AIM.
Carry none of the pictures over; write out the complete data exactly.

MATERIAL PROVIDED.
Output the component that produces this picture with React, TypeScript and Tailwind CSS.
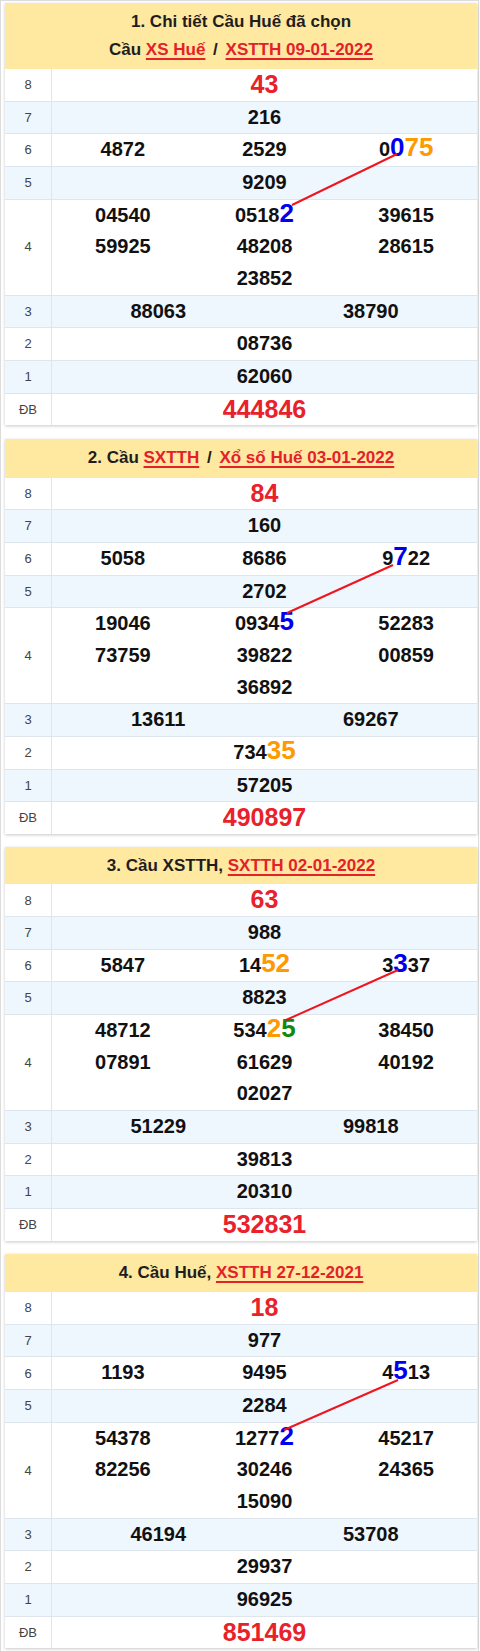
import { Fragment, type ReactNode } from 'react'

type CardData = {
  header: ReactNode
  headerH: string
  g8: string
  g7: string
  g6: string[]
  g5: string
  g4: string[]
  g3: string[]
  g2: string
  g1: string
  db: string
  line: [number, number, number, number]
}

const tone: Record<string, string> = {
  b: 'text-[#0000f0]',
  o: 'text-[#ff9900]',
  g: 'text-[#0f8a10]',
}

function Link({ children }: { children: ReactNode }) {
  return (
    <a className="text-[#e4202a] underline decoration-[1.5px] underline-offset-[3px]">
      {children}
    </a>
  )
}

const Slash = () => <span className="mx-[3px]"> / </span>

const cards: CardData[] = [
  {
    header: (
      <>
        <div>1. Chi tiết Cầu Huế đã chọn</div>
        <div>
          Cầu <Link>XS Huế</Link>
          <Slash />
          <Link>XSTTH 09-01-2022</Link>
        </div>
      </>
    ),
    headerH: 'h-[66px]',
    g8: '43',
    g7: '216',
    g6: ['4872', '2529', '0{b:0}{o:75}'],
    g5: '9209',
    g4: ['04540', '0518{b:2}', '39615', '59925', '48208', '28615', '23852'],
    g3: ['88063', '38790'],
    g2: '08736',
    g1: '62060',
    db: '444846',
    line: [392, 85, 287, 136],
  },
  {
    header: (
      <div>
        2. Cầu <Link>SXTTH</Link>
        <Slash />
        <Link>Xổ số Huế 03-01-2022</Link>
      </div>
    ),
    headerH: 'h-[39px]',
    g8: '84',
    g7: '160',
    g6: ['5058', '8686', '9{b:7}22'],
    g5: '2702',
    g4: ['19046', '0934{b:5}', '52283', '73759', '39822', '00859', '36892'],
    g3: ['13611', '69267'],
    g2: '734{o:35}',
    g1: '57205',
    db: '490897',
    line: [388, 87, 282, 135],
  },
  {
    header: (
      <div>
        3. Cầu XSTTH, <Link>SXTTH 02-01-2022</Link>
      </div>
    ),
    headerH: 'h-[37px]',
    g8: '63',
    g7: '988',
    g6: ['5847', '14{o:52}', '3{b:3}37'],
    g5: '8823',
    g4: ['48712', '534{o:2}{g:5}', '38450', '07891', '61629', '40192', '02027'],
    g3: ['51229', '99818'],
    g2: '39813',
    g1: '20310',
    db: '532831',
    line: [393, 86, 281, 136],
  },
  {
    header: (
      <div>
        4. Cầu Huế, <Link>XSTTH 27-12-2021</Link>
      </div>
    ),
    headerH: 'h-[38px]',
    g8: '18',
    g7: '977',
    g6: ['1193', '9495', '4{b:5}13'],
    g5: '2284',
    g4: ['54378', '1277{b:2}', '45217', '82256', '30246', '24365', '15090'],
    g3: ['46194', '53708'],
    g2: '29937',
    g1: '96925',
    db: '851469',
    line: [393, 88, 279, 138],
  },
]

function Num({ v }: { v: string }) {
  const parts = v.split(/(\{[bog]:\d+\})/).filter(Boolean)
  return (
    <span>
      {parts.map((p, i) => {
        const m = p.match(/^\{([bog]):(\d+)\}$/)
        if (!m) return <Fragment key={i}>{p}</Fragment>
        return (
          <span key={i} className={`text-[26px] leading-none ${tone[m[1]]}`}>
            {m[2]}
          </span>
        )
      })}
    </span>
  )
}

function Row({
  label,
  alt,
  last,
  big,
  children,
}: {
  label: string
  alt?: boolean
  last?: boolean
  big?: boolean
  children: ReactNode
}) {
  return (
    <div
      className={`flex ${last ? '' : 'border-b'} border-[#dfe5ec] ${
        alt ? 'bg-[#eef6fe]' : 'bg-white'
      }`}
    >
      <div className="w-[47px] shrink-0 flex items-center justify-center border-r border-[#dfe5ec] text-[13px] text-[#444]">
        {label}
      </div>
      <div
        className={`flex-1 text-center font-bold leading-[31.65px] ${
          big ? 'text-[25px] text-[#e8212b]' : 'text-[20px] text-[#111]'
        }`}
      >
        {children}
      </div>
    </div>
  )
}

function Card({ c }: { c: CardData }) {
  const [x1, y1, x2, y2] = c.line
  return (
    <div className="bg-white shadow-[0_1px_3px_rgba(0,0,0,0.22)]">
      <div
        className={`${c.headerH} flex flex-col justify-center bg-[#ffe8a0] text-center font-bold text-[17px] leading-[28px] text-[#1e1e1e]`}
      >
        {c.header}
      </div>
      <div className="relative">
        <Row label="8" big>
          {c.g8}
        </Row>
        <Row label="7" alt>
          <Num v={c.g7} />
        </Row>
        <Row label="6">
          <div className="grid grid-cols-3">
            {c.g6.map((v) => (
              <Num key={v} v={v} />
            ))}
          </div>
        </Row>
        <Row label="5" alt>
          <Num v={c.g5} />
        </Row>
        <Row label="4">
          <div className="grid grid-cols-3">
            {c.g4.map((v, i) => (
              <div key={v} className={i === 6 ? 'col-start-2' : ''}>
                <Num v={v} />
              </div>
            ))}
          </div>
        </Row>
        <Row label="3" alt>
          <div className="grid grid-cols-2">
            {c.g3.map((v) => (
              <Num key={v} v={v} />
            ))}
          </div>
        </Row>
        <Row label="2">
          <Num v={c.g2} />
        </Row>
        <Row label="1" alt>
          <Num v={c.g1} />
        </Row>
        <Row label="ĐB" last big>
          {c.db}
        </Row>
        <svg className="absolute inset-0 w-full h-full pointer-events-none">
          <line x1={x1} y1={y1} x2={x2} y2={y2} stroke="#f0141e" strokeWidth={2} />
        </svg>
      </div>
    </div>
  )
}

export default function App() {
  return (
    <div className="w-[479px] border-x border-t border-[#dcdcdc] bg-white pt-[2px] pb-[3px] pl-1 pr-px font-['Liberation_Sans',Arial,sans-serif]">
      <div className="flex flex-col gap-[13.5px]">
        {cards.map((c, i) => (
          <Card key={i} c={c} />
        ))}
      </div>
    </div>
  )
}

SOLVED EXERCISE.
Output the component that produces this picture with React, TypeScript and Tailwind CSS.
import { Fragment, type ReactNode } from 'react'

type CardData = {
  header: ReactNode
  headerH: string
  g8: string
  g7: string
  g6: string[]
  g5: string
  g4: string[]
  g3: string[]
  g2: string
  g1: string
  db: string
  line: [number, number, number, number]
}

const tone: Record<string, string> = {
  b: 'text-[#0000f0]',
  o: 'text-[#ff9900]',
  g: 'text-[#0f8a10]',
}

function Link({ children }: { children: ReactNode }) {
  return (
    <a className="text-[#e4202a] underline decoration-[1.5px] underline-offset-[3px]">
      {children}
    </a>
  )
}

const Slash = () => <span className="mx-[3px]"> / </span>

const cards: CardData[] = [
  {
    header: (
      <>
        <div>1. Chi tiết Cầu Huế đã chọn</div>
        <div>
          Cầu <Link>XS Huế</Link>
          <Slash />
          <Link>XSTTH 09-01-2022</Link>
        </div>
      </>
    ),
    headerH: 'h-[66px]',
    g8: '43',
    g7: '216',
    g6: ['4872', '2529', '0{b:0}{o:75}'],
    g5: '9209',
    g4: ['04540', '0518{b:2}', '39615', '59925', '48208', '28615', '23852'],
    g3: ['88063', '38790'],
    g2: '08736',
    g1: '62060',
    db: '444846',
    line: [392, 85, 287, 136],
  },
  {
    header: (
      <div>
        2. Cầu <Link>SXTTH</Link>
        <Slash />
        <Link>Xổ số Huế 03-01-2022</Link>
      </div>
    ),
    headerH: 'h-[39px]',
    g8: '84',
    g7: '160',
    g6: ['5058', '8686', '9{b:7}22'],
    g5: '2702',
    g4: ['19046', '0934{b:5}', '52283', '73759', '39822', '00859', '36892'],
    g3: ['13611', '69267'],
    g2: '734{o:35}',
    g1: '57205',
    db: '490897',
    line: [388, 87, 282, 135],
  },
  {
    header: (
      <div>
        3. Cầu XSTTH, <Link>SXTTH 02-01-2022</Link>
      </div>
    ),
    headerH: 'h-[37px]',
    g8: '63',
    g7: '988',
    g6: ['5847', '14{o:52}', '3{b:3}37'],
    g5: '8823',
    g4: ['48712', '534{o:2}{g:5}', '38450', '07891', '61629', '40192', '02027'],
    g3: ['51229', '99818'],
    g2: '39813',
    g1: '20310',
    db: '532831',
    line: [393, 86, 281, 136],
  },
  {
    header: (
      <div>
        4. Cầu Huế, <Link>XSTTH 27-12-2021</Link>
      </div>
    ),
    headerH: 'h-[38px]',
    g8: '18',
    g7: '977',
    g6: ['1193', '9495', '4{b:5}13'],
    g5: '2284',
    g4: ['54378', '1277{b:2}', '45217', '82256', '30246', '24365', '15090'],
    g3: ['46194', '53708'],
    g2: '29937',
    g1: '96925',
    db: '851469',
    line: [393, 88, 279, 138],
  },
]

function Num({ v }: { v: string }) {
  const parts = v.split(/(\{[bog]:\d+\})/).filter(Boolean)
  return (
    <span>
      {parts.map((p, i) => {
        const m = p.match(/^\{([bog]):(\d+)\}$/)
        if (!m) return <Fragment key={i}>{p}</Fragment>
        return (
          <span key={i} className={`text-[26px] leading-none ${tone[m[1]]}`}>
            {m[2]}
          </span>
        )
      })}
    </span>
  )
}

function Row({
  label,
  alt,
  last,
  big,
  children,
}: {
  label: string
  alt?: boolean
  last?: boolean
  big?: boolean
  children: ReactNode
}) {
  return (
    <div
      className={`flex ${last ? '' : 'border-b'} border-[#dfe5ec] ${
        alt ? 'bg-[#eef6fe]' : 'bg-white'
      }`}
    >
      <div className="w-[47px] shrink-0 flex items-center justify-center border-r border-[#dfe5ec] text-[13px] text-[#444]">
        {label}
      </div>
      <div
        className={`flex-1 text-center font-bold leading-[31.65px] ${
          big ? 'text-[25px] text-[#e8212b]' : 'text-[20px] text-[#111]'
        }`}
      >
        {children}
      </div>
    </div>
  )
}

function Card({ c }: { c: CardData }) {
  const [x1, y1, x2, y2] = c.line
  return (
    <div className="bg-white shadow-[0_1px_3px_rgba(0,0,0,0.22)]">
      <div
        className={`${c.headerH} flex flex-col justify-center bg-[#ffe8a0] text-center font-bold text-[17px] leading-[28px] text-[#1e1e1e]`}
      >
        {c.header}
      </div>
      <div className="relative">
        <Row label="8" big>
          {c.g8}
        </Row>
        <Row label="7" alt>
          <Num v={c.g7} />
        </Row>
        <Row label="6">
          <div className="grid grid-cols-3">
            {c.g6.map((v) => (
              <Num key={v} v={v} />
            ))}
          </div>
        </Row>
        <Row label="5" alt>
          <Num v={c.g5} />
        </Row>
        <Row label="4">
          <div className="grid grid-cols-3">
            {c.g4.map((v, i) => (
              <div key={v} className={i === 6 ? 'col-start-2' : ''}>
                <Num v={v} />
              </div>
            ))}
          </div>
        </Row>
        <Row label="3" alt>
          <div className="grid grid-cols-2">
            {c.g3.map((v) => (
              <Num key={v} v={v} />
            ))}
          </div>
        </Row>
        <Row label="2">
          <Num v={c.g2} />
        </Row>
        <Row label="1" alt>
          <Num v={c.g1} />
        </Row>
        <Row label="ĐB" last big>
          {c.db}
        </Row>
        <svg className="absolute inset-0 w-full h-full pointer-events-none">
          <line x1={x1} y1={y1} x2={x2} y2={y2} stroke="#f0141e" strokeWidth={2} />
        </svg>
      </div>
    </div>
  )
}

export default function App() {
  return (
    <div className="w-[479px] border-x border-t border-[#dcdcdc] bg-white pt-[2px] pb-[3px] pl-1 pr-px font-['Liberation_Sans',Arial,sans-serif]">
      <div className="flex flex-col gap-[13.5px]">
        {cards.map((c, i) => (
          <Card key={i} c={c} />
        ))}
      </div>
    </div>
  )
}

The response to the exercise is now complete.